**TASK TO CARRY OUT:** Each entry below should be returned exactly as is, with the pictures removed.

(Stored items)
------------------------------

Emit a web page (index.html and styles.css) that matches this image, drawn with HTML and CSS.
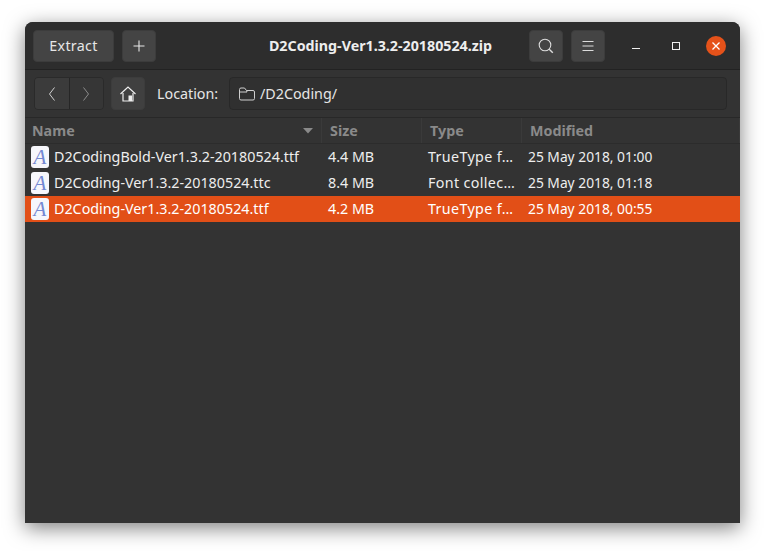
FILE: index.html
```html
<!DOCTYPE html>
<html lang="en">
<head>
<meta charset="utf-8">
<title>D2Coding-Ver1.3.2-20180524.zip</title>
<link rel="stylesheet" href="styles.css">
</head>
<body>
<div class="window">
  <header class="titlebar">
    <div class="group">
      <button class="btn extract">Extract</button>
      <button class="btn icon"><svg width="16" height="16" viewBox="0 0 16 16"><path d="M8 2.500v11M2.500 8h11" stroke="#e8e8e8" stroke-width="1.100" fill="none"/></svg></button>
    </div>
    <div class="title">D2Coding-Ver1.3.2-20180524.zip</div>
    <div class="group right">
      <button class="btn icon"><svg width="18" height="18" viewBox="0 0 18 18"><circle cx="8" cy="8" r="5.800" stroke="#dcdcdc" stroke-width="1.100" fill="none"/><path d="M12.200 12.200l3.600 3.600" stroke="#dcdcdc" stroke-width="1.400"/></svg></button>
      <button class="btn icon"><svg width="16" height="16" viewBox="0 0 16 16"><path d="M2.500 3.500h11M2.500 8h11M2.500 12.500h11" stroke="#dcdcdc" stroke-width="1" fill="none"/></svg></button>
      <div class="wm">
        <svg class="wm-min" width="10" height="10" viewBox="0 0 10 10"><path d="M1 7.500h8" stroke="#f0f0f0" stroke-width="1"/></svg>
        <svg class="wm-max" width="10" height="10" viewBox="0 0 10 10"><rect x="1.500" y="1.500" width="7" height="7" stroke="#f0f0f0" stroke-width="1" fill="none"/></svg>
        <div class="wm-close"><svg width="10" height="10" viewBox="0 0 10 10"><path d="M1.500 1.500l7 7M8.500 1.500l-7 7" stroke="#fff" stroke-width="1.300"/></svg></div>
      </div>
    </div>
  </header>
  <div class="toolbar">
    <div class="nav">
      <button class="nav-btn"><svg width="10" height="16" viewBox="0 0 10 16"><path d="M7.500 1.500L2.500 8l5 6.500" stroke="#d0d0d0" stroke-width="1" fill="none"/></svg></button>
      <button class="nav-btn"><svg width="10" height="16" viewBox="0 0 10 16"><path d="M2.500 1.500L7.500 8l-5 6.500" stroke="#8c8c8c" stroke-width="1" fill="none"/></svg></button>
    </div>
    <button class="btn icon home"><svg width="18" height="18" viewBox="0 0 18 18"><path d="M1.500 9L9 2l7.500 7" stroke="#eee" stroke-width="1.200" fill="none"/><path d="M4 8v8h10V8" stroke="#eee" stroke-width="1.200" fill="none"/><rect x="9.500" y="10.500" width="3.500" height="5.500" fill="#eee"/></svg></button>
    <span class="loc-label">Location:</span>
    <div class="entry">
      <svg width="18" height="16" viewBox="0 0 18 16"><path d="M1.500 3.500q0-1.500 1.500-1.500h3.500l2 2.500H15q1.500 0 1.500 1.500v6.500q0 1.500-1.500 1.500H3q-1.500 0-1.500-1.500zM1.500 6H9l-.5-1.500" stroke="#cfcfcf" stroke-width="1" fill="none"/></svg>
      <span>/D2Coding/</span>
    </div>
  </div>
  <div class="columns">
    <div class="col c-name">Name<svg class="sort" width="10" height="6" viewBox="0 0 10 6"><path d="M0 0h10L5 5.500z" fill="#8a8a8a"/></svg></div>
    <div class="col c-size">Size</div>
    <div class="col c-type">Type</div>
    <div class="col c-mod">Modified</div>
  </div>
  <div class="row">
    <div class="cell c-name"><span class="file">A</span>D2CodingBold-Ver1.3.2-20180524.ttf</div>
    <div class="cell c-size">4.4 MB</div>
    <div class="cell c-type">TrueType f…</div>
    <div class="cell c-mod">25 May 2018, 01:00</div>
  </div>
  <div class="row">
    <div class="cell c-name"><span class="file">A</span>D2Coding-Ver1.3.2-20180524.ttc</div>
    <div class="cell c-size">8.4 MB</div>
    <div class="cell c-type">Font collec…</div>
    <div class="cell c-mod">25 May 2018, 01:18</div>
  </div>
  <div class="row selected">
    <div class="cell c-name"><span class="file">A</span>D2Coding-Ver1.3.2-20180524.ttf</div>
    <div class="cell c-size">4.2 MB</div>
    <div class="cell c-type">TrueType f…</div>
    <div class="cell c-mod">25 May 2018, 00:55</div>
  </div>
</div>
</body>
</html>
```
FILE: styles.css
```css
* { box-sizing: border-box; }
html, body { margin: 0; height: 100%; background: #fff; overflow: hidden; }
body { padding: 22px 25px 28px; font-family: "Noto Sans", sans-serif; font-size: 14.300px; color: #eee; }
button { font: inherit; color: inherit; padding: 0; }
.window { width: 715px; height: 501px; background: #333; border-radius: 8px 8px 0 0; box-shadow: 0 5px 20px rgba(0,0,0,.5); overflow: hidden; }
.titlebar { height: 48px; display: flex; align-items: center; padding: 0 14px 0 8px; background: #2d2d2d; border-bottom: 1px solid #222; position: relative; }
.group { display: flex; align-items: center; gap: 8px; }
.right { margin-left: auto; }
.title { position: absolute; left: 0; right: 0; top: 14px; text-align: center; font-weight: 700; font-size: 14.250px; line-height: 20px; padding-right: 4px; pointer-events: none; }
.btn { height: 32px; background: #444; border: 1px solid #3c3c3c; border-radius: 4px; display: flex; align-items: center; justify-content: center; }
.extract { width: 81px; color: #e6e6e6; letter-spacing: .3px; }
.icon { width: 34px; }
.wm { display: flex; align-items: center; margin-left: 18px; gap: 30px; }
.wm-min, .wm-max { display: block; }
.wm-close { width: 20px; height: 20px; border-radius: 50%; background: #e5521a; display: flex; align-items: center; justify-content: center; margin-left: -5px; }
.toolbar { height: 48px; display: flex; align-items: center; padding: 0 13px 0 9px; background: #333; border-bottom: 1px solid #282828; }
.nav { display: flex; height: 33px; width: 70px; border: 1px solid #2a2a2a; border-radius: 4px; overflow: hidden; margin-right: 7px; }
.nav-btn { flex: 1; background: #3b3b3b; border: 0; display: flex; align-items: center; justify-content: center; }
.nav-btn + .nav-btn { border-left: 1px solid #262626; background: #363636; }
.home { height: 33px; margin-right: 12px; background: #404040; }
.loc-label { width: 72px; color: #e6e6e6; }
.entry { flex: 1; height: 33px; display: flex; align-items: center; gap: 4px; padding-left: 8px; background: #303030; border: 1px solid #282828; border-radius: 4px; color: #e6e6e6; }
.columns { display: flex; height: 26px; background: #333; border-bottom: 1px solid #2c2c2c; }
.col { font-weight: 700; color: #8a8a8a; display: flex; align-items: center; padding-left: 8px; border-right: 1px solid #3a3a3a; position: relative; }
.col.c-name { padding-left: 7px; }
.sort { position: absolute; right: 8px; top: 10px; }
.row { display: flex; height: 26px; align-items: center; color: #eee; }
.cell { white-space: nowrap; padding-bottom: 2px; }
.selected { background: #e24f17; color: #fff; }
.c-name { width: 297px; }
.c-size { width: 100px; }
.c-type { width: 100px; }
.c-mod { flex: 1; }
.cell.c-name { display: flex; align-items: center; gap: 5px; padding-left: 6px; }
.cell.c-size, .cell.c-type, .cell.c-mod { padding-left: 6px; }
.cell.c-type { letter-spacing: .35px; }
.cell.c-mod { font-size: 13.800px; }
.file { width: 18px; height: 22px; margin-top: 2px; background: #f6f6fb; border-radius: 3px; color: #7488d2; font: italic 21px/22px "Liberation Serif", serif; text-align: center; }
```
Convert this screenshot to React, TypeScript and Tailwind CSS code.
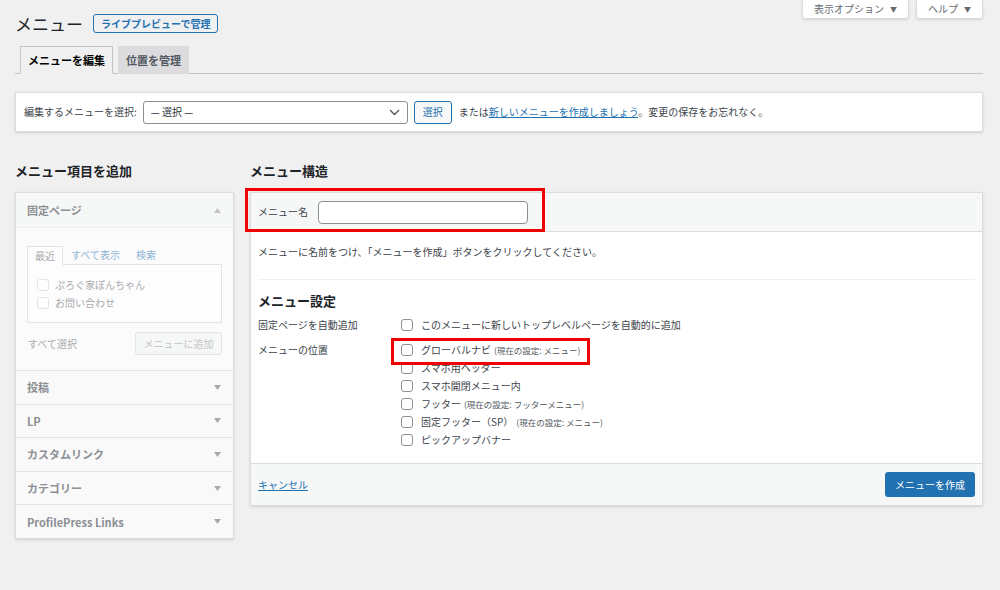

------------------------------

**ANSWER:**
Emit a web page (index.html and styles.css) that matches this image, drawn with HTML and CSS.
FILE: index.html
```html
<!DOCTYPE html>
<html lang="en">
<head>
<meta charset="utf-8">
<title>D2Coding-Ver1.3.2-20180524.zip</title>
<link rel="stylesheet" href="styles.css">
</head>
<body>
<div class="window">
  <header class="titlebar">
    <div class="group">
      <button class="btn extract">Extract</button>
      <button class="btn icon"><svg width="16" height="16" viewBox="0 0 16 16"><path d="M8 2.500v11M2.500 8h11" stroke="#e8e8e8" stroke-width="1.100" fill="none"/></svg></button>
    </div>
    <div class="title">D2Coding-Ver1.3.2-20180524.zip</div>
    <div class="group right">
      <button class="btn icon"><svg width="18" height="18" viewBox="0 0 18 18"><circle cx="8" cy="8" r="5.800" stroke="#dcdcdc" stroke-width="1.100" fill="none"/><path d="M12.200 12.200l3.600 3.600" stroke="#dcdcdc" stroke-width="1.400"/></svg></button>
      <button class="btn icon"><svg width="16" height="16" viewBox="0 0 16 16"><path d="M2.500 3.500h11M2.500 8h11M2.500 12.500h11" stroke="#dcdcdc" stroke-width="1" fill="none"/></svg></button>
      <div class="wm">
        <svg class="wm-min" width="10" height="10" viewBox="0 0 10 10"><path d="M1 7.500h8" stroke="#f0f0f0" stroke-width="1"/></svg>
        <svg class="wm-max" width="10" height="10" viewBox="0 0 10 10"><rect x="1.500" y="1.500" width="7" height="7" stroke="#f0f0f0" stroke-width="1" fill="none"/></svg>
        <div class="wm-close"><svg width="10" height="10" viewBox="0 0 10 10"><path d="M1.500 1.500l7 7M8.500 1.500l-7 7" stroke="#fff" stroke-width="1.300"/></svg></div>
      </div>
    </div>
  </header>
  <div class="toolbar">
    <div class="nav">
      <button class="nav-btn"><svg width="10" height="16" viewBox="0 0 10 16"><path d="M7.500 1.500L2.500 8l5 6.500" stroke="#d0d0d0" stroke-width="1" fill="none"/></svg></button>
      <button class="nav-btn"><svg width="10" height="16" viewBox="0 0 10 16"><path d="M2.500 1.500L7.500 8l-5 6.500" stroke="#8c8c8c" stroke-width="1" fill="none"/></svg></button>
    </div>
    <button class="btn icon home"><svg width="18" height="18" viewBox="0 0 18 18"><path d="M1.500 9L9 2l7.500 7" stroke="#eee" stroke-width="1.200" fill="none"/><path d="M4 8v8h10V8" stroke="#eee" stroke-width="1.200" fill="none"/><rect x="9.500" y="10.500" width="3.500" height="5.500" fill="#eee"/></svg></button>
    <span class="loc-label">Location:</span>
    <div class="entry">
      <svg width="18" height="16" viewBox="0 0 18 16"><path d="M1.500 3.500q0-1.500 1.500-1.500h3.500l2 2.500H15q1.500 0 1.500 1.500v6.500q0 1.500-1.500 1.500H3q-1.500 0-1.500-1.500zM1.500 6H9l-.5-1.500" stroke="#cfcfcf" stroke-width="1" fill="none"/></svg>
      <span>/D2Coding/</span>
    </div>
  </div>
  <div class="columns">
    <div class="col c-name">Name<svg class="sort" width="10" height="6" viewBox="0 0 10 6"><path d="M0 0h10L5 5.500z" fill="#8a8a8a"/></svg></div>
    <div class="col c-size">Size</div>
    <div class="col c-type">Type</div>
    <div class="col c-mod">Modified</div>
  </div>
  <div class="row">
    <div class="cell c-name"><span class="file">A</span>D2CodingBold-Ver1.3.2-20180524.ttf</div>
    <div class="cell c-size">4.4 MB</div>
    <div class="cell c-type">TrueType f…</div>
    <div class="cell c-mod">25 May 2018, 01:00</div>
  </div>
  <div class="row">
    <div class="cell c-name"><span class="file">A</span>D2Coding-Ver1.3.2-20180524.ttc</div>
    <div class="cell c-size">8.4 MB</div>
    <div class="cell c-type">Font collec…</div>
    <div class="cell c-mod">25 May 2018, 01:18</div>
  </div>
  <div class="row selected">
    <div class="cell c-name"><span class="file">A</span>D2Coding-Ver1.3.2-20180524.ttf</div>
    <div class="cell c-size">4.2 MB</div>
    <div class="cell c-type">TrueType f…</div>
    <div class="cell c-mod">25 May 2018, 00:55</div>
  </div>
</div>
</body>
</html>
```
FILE: styles.css
```css
* { box-sizing: border-box; }
html, body { margin: 0; height: 100%; background: #fff; overflow: hidden; }
body { padding: 22px 25px 28px; font-family: "Noto Sans", sans-serif; font-size: 14.300px; color: #eee; }
button { font: inherit; color: inherit; padding: 0; }
.window { width: 715px; height: 501px; background: #333; border-radius: 8px 8px 0 0; box-shadow: 0 5px 20px rgba(0,0,0,.5); overflow: hidden; }
.titlebar { height: 48px; display: flex; align-items: center; padding: 0 14px 0 8px; background: #2d2d2d; border-bottom: 1px solid #222; position: relative; }
.group { display: flex; align-items: center; gap: 8px; }
.right { margin-left: auto; }
.title { position: absolute; left: 0; right: 0; top: 14px; text-align: center; font-weight: 700; font-size: 14.250px; line-height: 20px; padding-right: 4px; pointer-events: none; }
.btn { height: 32px; background: #444; border: 1px solid #3c3c3c; border-radius: 4px; display: flex; align-items: center; justify-content: center; }
.extract { width: 81px; color: #e6e6e6; letter-spacing: .3px; }
.icon { width: 34px; }
.wm { display: flex; align-items: center; margin-left: 18px; gap: 30px; }
.wm-min, .wm-max { display: block; }
.wm-close { width: 20px; height: 20px; border-radius: 50%; background: #e5521a; display: flex; align-items: center; justify-content: center; margin-left: -5px; }
.toolbar { height: 48px; display: flex; align-items: center; padding: 0 13px 0 9px; background: #333; border-bottom: 1px solid #282828; }
.nav { display: flex; height: 33px; width: 70px; border: 1px solid #2a2a2a; border-radius: 4px; overflow: hidden; margin-right: 7px; }
.nav-btn { flex: 1; background: #3b3b3b; border: 0; display: flex; align-items: center; justify-content: center; }
.nav-btn + .nav-btn { border-left: 1px solid #262626; background: #363636; }
.home { height: 33px; margin-right: 12px; background: #404040; }
.loc-label { width: 72px; color: #e6e6e6; }
.entry { flex: 1; height: 33px; display: flex; align-items: center; gap: 4px; padding-left: 8px; background: #303030; border: 1px solid #282828; border-radius: 4px; color: #e6e6e6; }
.columns { display: flex; height: 26px; background: #333; border-bottom: 1px solid #2c2c2c; }
.col { font-weight: 700; color: #8a8a8a; display: flex; align-items: center; padding-left: 8px; border-right: 1px solid #3a3a3a; position: relative; }
.col.c-name { padding-left: 7px; }
.sort { position: absolute; right: 8px; top: 10px; }
.row { display: flex; height: 26px; align-items: center; color: #eee; }
.cell { white-space: nowrap; padding-bottom: 2px; }
.selected { background: #e24f17; color: #fff; }
.c-name { width: 297px; }
.c-size { width: 100px; }
.c-type { width: 100px; }
.c-mod { flex: 1; }
.cell.c-name { display: flex; align-items: center; gap: 5px; padding-left: 6px; }
.cell.c-size, .cell.c-type, .cell.c-mod { padding-left: 6px; }
.cell.c-type { letter-spacing: .35px; }
.cell.c-mod { font-size: 13.800px; }
.file { width: 18px; height: 22px; margin-top: 2px; background: #f6f6fb; border-radius: 3px; color: #7488d2; font: italic 21px/22px "Liberation Serif", serif; text-align: center; }
```
Convert this screenshot to React, TypeScript and Tailwind CSS code.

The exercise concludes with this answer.